The Borel transform involves taking a series and expressing it as an integral, which can then be analyzed to find a 'summed' value.
If a series converges in the classical sense, Borel summation will yield the same result as the traditional sum.
Borel summation is closely related to other summation methods like Abel and Cesàro summation, but it has unique applications in complex analysis.
The method involves identifying singularities in the Borel transform to determine where the series can be effectively summed.
Review Questions
How does Borel summation provide a solution for divergent series that conventional methods cannot address?
Borel summation addresses divergent series by transforming them into a more manageable form through the Borel transform, which relates the series to an analytic function. By analyzing this function, one can extract values even when traditional convergence fails. This allows mathematicians and scientists to work with series that would otherwise be considered useless, making it an essential tool in various advanced fields.
Discuss how Borel summation compares with other methods of summing divergent series, such as Abel and Cesàro summation.
While Borel summation, Abel summation, and Cesàro summation all provide means to handle divergent series, they do so through different approaches. Borel summation uses the concept of transforming a series into an integral form to analyze its behavior, whereas Abel summation relies on the limits of power series at boundary points. Cesàro summation works by averaging partial sums of a series. Each method has its unique advantages and may apply better in specific contexts, particularly when dealing with complex functions.
Evaluate the implications of Borel summation in advanced mathematical contexts like quantum field theory and asymptotic analysis.

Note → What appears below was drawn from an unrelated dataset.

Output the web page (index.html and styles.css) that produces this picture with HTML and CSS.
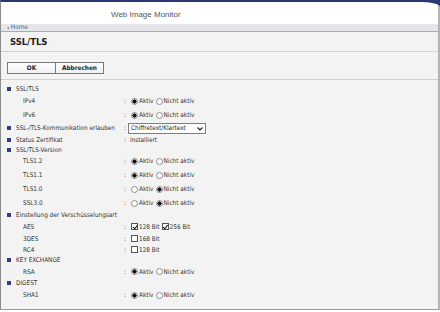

In advanced mathematical contexts like quantum field theory and asymptotic analysis, Borel summation plays a critical role in handling divergent series that frequently arise in these fields. By providing a means to assign finite values to otherwise meaningless sums, it allows for deeper insights into physical theories and mathematical models. The ability to analyze singularities in Borel transforms helps physicists make predictions about particle behaviors and interactions, illustrating how abstract mathematical concepts directly influence scientific understanding.